With a looming byelection in the Toronto area riding of Durham, local Conservatives rallied to “send a message” to the Trudeau government to scrap the federal carbon tax. 

Around 100 people showed up to a Conservative party’s “Axe-the-Tax” rally at Durham College in Oshawa last Saturday, hosted by Conservative candidate and former broadcaster Jamil Jivani.

Scrapping the carbon tax has been a flagship promise by Conservative leader Pierre Poilievre, who’s been holding “axe the tax” rallies across Canada.

“(Axe the tax) means asking for Justin Trudeau to extend the same courtesy to the rest of Canada as he did for Atlantic Canadians,” Jivani said, “to put a pause on the carbon tax, which is driving up the cost of living for Canadians.”

He said there are people of all types struggling with affordability.

“It’s one of the ways that the federal government is increasing the cost of living for everybody,” he said.

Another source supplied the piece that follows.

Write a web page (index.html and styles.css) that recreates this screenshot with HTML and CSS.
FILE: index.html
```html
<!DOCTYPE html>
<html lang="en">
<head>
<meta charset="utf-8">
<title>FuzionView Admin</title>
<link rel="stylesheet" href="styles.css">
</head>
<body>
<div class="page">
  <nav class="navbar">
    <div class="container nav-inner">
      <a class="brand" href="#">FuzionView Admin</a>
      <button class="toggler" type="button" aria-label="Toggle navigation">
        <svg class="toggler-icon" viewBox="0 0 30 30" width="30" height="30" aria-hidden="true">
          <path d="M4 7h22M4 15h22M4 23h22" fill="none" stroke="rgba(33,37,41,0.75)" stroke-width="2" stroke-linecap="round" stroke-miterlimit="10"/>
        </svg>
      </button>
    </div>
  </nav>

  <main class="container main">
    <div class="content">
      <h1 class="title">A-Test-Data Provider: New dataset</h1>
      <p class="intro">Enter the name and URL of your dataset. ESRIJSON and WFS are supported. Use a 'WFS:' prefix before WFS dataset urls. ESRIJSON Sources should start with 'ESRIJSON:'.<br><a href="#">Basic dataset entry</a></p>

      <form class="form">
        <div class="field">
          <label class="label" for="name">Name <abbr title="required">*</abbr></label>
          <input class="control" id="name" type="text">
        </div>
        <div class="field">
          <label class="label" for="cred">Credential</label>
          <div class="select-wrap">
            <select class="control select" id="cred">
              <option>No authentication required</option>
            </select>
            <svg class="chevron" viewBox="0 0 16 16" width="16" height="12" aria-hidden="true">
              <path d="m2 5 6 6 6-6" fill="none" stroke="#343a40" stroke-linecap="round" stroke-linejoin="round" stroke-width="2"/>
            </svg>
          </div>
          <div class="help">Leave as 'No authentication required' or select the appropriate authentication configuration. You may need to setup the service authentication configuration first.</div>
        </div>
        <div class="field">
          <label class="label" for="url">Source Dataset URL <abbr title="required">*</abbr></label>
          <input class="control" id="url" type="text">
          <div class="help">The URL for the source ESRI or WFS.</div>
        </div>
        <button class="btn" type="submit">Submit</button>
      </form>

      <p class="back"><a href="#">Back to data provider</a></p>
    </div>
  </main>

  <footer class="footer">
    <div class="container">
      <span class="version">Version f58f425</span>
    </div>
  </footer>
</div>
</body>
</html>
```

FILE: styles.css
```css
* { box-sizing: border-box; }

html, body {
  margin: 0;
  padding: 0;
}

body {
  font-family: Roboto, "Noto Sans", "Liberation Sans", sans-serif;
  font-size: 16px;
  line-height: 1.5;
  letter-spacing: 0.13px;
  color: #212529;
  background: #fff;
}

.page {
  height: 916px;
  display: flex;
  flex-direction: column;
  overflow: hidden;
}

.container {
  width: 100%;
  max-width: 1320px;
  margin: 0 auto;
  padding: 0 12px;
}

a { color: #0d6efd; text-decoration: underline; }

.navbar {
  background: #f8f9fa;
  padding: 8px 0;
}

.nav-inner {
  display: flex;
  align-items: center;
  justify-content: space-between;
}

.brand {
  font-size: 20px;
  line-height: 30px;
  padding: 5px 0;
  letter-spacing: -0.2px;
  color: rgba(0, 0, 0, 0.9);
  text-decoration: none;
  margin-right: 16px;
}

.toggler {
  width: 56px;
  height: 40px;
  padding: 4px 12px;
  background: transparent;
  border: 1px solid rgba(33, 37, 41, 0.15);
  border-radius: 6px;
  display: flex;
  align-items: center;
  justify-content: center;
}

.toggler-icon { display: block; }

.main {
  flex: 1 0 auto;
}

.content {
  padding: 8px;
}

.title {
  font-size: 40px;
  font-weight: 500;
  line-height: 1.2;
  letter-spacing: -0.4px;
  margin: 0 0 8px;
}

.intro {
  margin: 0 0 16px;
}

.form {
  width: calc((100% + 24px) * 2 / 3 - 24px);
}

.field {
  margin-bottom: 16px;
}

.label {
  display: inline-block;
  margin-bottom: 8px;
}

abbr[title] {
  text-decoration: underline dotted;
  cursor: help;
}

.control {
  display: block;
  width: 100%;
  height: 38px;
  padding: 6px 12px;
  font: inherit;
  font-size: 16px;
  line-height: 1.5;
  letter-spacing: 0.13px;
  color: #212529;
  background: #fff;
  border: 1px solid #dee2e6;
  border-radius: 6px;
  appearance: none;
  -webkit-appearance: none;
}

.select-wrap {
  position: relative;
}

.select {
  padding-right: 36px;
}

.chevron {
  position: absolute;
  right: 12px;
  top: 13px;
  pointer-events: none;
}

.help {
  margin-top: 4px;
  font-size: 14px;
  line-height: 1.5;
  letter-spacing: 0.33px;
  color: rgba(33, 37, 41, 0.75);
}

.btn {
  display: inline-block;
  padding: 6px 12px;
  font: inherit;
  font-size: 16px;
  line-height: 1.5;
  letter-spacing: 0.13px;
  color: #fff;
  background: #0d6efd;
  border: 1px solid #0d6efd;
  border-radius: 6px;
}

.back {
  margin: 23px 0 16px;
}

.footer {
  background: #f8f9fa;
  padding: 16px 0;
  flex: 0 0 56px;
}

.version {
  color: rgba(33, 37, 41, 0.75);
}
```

“I think it’s questionable that the carbon tax is helping with climate change in the first place.If the carbon tax is so essential to fighting climate change, why was it paused in Atlantic Canada?“

Jivani was referring to the Liberal government’s pause on the home heating oil carbon tax, which triggered a call from premiers in other parts of the country to extend the pause nationally – which the Liberals have refused to do.


Jivani said the Conservative approach to climate change would emphasize “technology, not taxes.”

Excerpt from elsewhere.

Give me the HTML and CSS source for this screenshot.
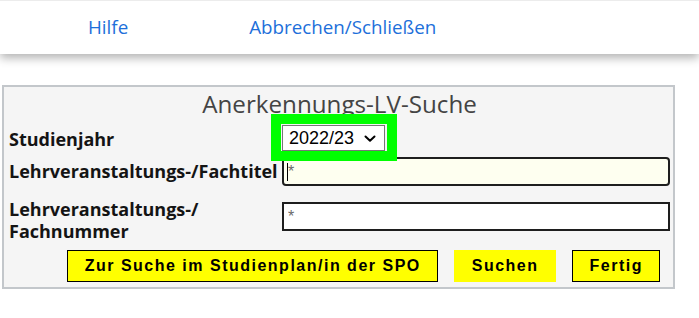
FILE: index.html
```html
<!DOCTYPE html>
<html lang="de">
<head>
<meta charset="utf-8">
<title>Anerkennungs-LV-Suche</title>
<link rel="stylesheet" href="styles.css">
</head>
<body>
<header class="topbar">
  <a class="toplink link-help" href="#">Hilfe</a>
  <a class="toplink link-close" href="#">Abbrechen/Schließen</a>
</header>
<main class="panel">
  <h1 class="title">Anerkennungs-LV-Suche</h1>
  <div class="row row-year">
    <label class="label" for="jahr">Studienjahr</label>
    <span class="select-wrap">
      <select id="jahr" class="select">
        <option>2022/23</option>
      </select>
      <svg class="chevron" width="12" height="8" viewBox="0 0 12 8" aria-hidden="true">
        <path d="M1.5 1.5 L6 5.8 L10.5 1.5" fill="none" stroke="#000" stroke-width="2" stroke-linecap="round" stroke-linejoin="round"/>
      </svg>
    </span>
  </div>
  <div class="row row-title">
    <label class="label" for="titel">Lehrveranstaltungs-/Fachtitel</label>
    <span class="input-wrap">
      <input id="titel" class="input input-focus" type="text" placeholder="*">
      <span class="caret"></span>
    </span>
  </div>
  <div class="row row-number">
    <label class="label label-two" for="nummer">Lehrveranstaltungs-/<br>Fachnummer</label>
    <input id="nummer" class="input input-plain" type="text" placeholder="*">
  </div>
  <div class="buttons">
    <button class="btn btn-border" type="button">Zur Suche im Studienplan/in der SPO</button>
    <button class="btn btn-plain" type="button">Suchen</button>
    <button class="btn btn-border" type="button">Fertig</button>
  </div>
</main>
</body>
</html>
```
FILE: styles.css
```css
html, body {
  margin: 0;
  padding: 0;
  background: #ffffff;
}

body {
  font-family: "Open Sans", "Liberation Sans", sans-serif;
  width: 699px;
  height: 318px;
  overflow: hidden;
}

.topbar {
  height: 54px;
  box-sizing: border-box;
  border-top: 1px solid #ececec;
  background: #ffffff;
  box-shadow: 0 4px 9px rgba(0, 0, 0, 0.3);
  display: flex;
  align-items: center;
  position: relative;
  z-index: 2;
}

.toplink {
  font-family: "Open Sans", sans-serif;
  font-size: 18.8px;
  color: #1d6fda;
  text-decoration: none;
  line-height: 24px;
  margin-top: -2px;
}

.link-help {
  margin-left: 88px;
}

.link-close {
  margin-left: 121px;
}

.panel {
  margin: 31px 0 0 2px;
  width: 673px;
  box-sizing: border-box;
  border: 2px solid #c3c7cb;
  background: #f5f5f5;
  padding: 2px 3px 5px 5px;
}

.title {
  margin: 0;
  font-size: 24.2px;
  font-weight: 400;
  line-height: 30px;
  color: #444444;
  text-align: center;
}

.row {
  display: flex;
}

.label {
  width: 273px;
  flex: none;
  font-size: 18px;
  font-weight: 700;
  color: #141414;
}

.row-year {
  margin-top: 4px;
  height: 30px;
  align-items: center;
}

.row-year .label {
  line-height: 28px;
  padding-top: 2px;
}

.row-title {
  margin-top: 2px;
  height: 33px;
  align-items: center;
}

.row-title .label {
  line-height: 33px;
}

.row-number {
  margin-top: 10px;
  align-items: flex-start;
}

.label-two {
  line-height: 22px;
}

.select-wrap {
  position: relative;
  display: inline-block;
  height: 26px;
}

.select-wrap::after {
  content: "";
  position: absolute;
  top: -11px;
  left: -11px;
  right: -12px;
  bottom: -10px;
  border: 10px solid #00ff00;
  pointer-events: none;
  z-index: 3;
}

.select {
  -webkit-appearance: none;
  appearance: none;
  width: 103px;
  height: 26px;
  box-sizing: border-box;
  border: 1px solid #767676;
  border-radius: 0;
  background: #ffffff;
  font-family: "Liberation Sans", Arial, sans-serif;
  font-size: 18px;
  color: #000000;
  padding: 0 0 0 6px;
  margin: 0;
  display: block;
}

.chevron {
  position: absolute;
  left: 82px;
  top: 10px;
  pointer-events: none;
}

.input-wrap {
  position: relative;
  display: block;
  width: 388px;
  height: 29px;
}

.input {
  width: 388px;
  height: 29px;
  box-sizing: border-box;
  border: 2px solid #1e1e1e;
  font-family: "Liberation Sans", Arial, sans-serif;
  font-size: 16px;
  padding: 0 4px;
  margin: 0;
  outline: none;
  display: block;
}

.input::placeholder {
  color: #6a6a6a;
}

.input-focus {
  background: #fefff0;
  border-radius: 4px;
}

.input-plain {
  background: #ffffff;
  border-radius: 0;
  margin-top: 4px;
}

.caret {
  position: absolute;
  left: 5px;
  top: 6px;
  width: 1px;
  height: 18px;
  background: #000000;
}

.buttons {
  margin-top: 8px;
  display: flex;
  justify-content: flex-end;
  gap: 16px;
  padding-right: 10px;
}

.btn {
  height: 32px;
  box-sizing: border-box;
  padding: 0 16px 0 17px;
  background: #ffff00;
  font-family: "Liberation Sans", Arial, sans-serif;
  font-size: 16px;
  font-weight: 700;
  letter-spacing: 1.5px;
  color: #000000;
  margin: 0;
  cursor: pointer;
}

.btn-border {
  border: 1px solid #000000;
}

.btn-plain {
  border: 1px solid #ffff00;
}
```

He said developing nuclear facilities and new technologies like small modular reactors will make it easier to develop clean energy that he thinks will reduce Canada’s carbon output.

“It’s a way to not pit the environment against economic growth,” he said. “We believe that through technology, we can do both things…grow the economy, and we can help be good stewards of the environment.”

Jivani also made a pitch to attract younger voters to the Conservative cause.

“We came to Durham College for a reason,” he said. “We wanted to show young people and students that we are also here to make a difference for them.”

As a millennial, Jivani said he wanted to reach out to young people to say, “What can we do to make sure that you’re growing up in a country where you feel like you’ve got a future and that the best days of Canada are ahead, not behind us?”

The Conservative MP for the neighbouring Oshawa riding, Colin Carrie, was at Jivani’s rally to show support.

“It’s just common sense that (the carbon tax) is going to drive up the cost of everything,” he said, noting  the carbon tax puts an artificial price on farmers, truckers, warehouses and grocery stores, all the way up to the consumer driving their vehicles to get food.


“It’s a unique Canada thing going on here that’s making us less competitive.”

According to The World Bank 39 countries currently put a price on carbon. Globally, revenue from carbon pricing in 2021 rose by almost 60 per cent from 2020 to $84 billion.

Carrie said greenhouse gas emissions and pollution is a global problem.

“Right now in the world, China, India, and other countries are building coal-fired [power] plants that are polluting,” he said, “if we could provide clean Canadian natural gas and get people off coal, that will make a significant difference.”

At the end of the rally, three pro-Palestine protesters showed up to send a message of their own.

Colin, a student at Durham College who wanted his last name to remain anonymous, said that they showed up to raise awareness that the MP of Oshawa was “one of the people who is refusing to call for a cease-fire and therefore refusing to support Palestinians human rights.”

He said, “The only way the lack of a cease-fire would prevent that type of attack (another Hamas terrorist attack) is if the entire population of Gaza was wiped out.”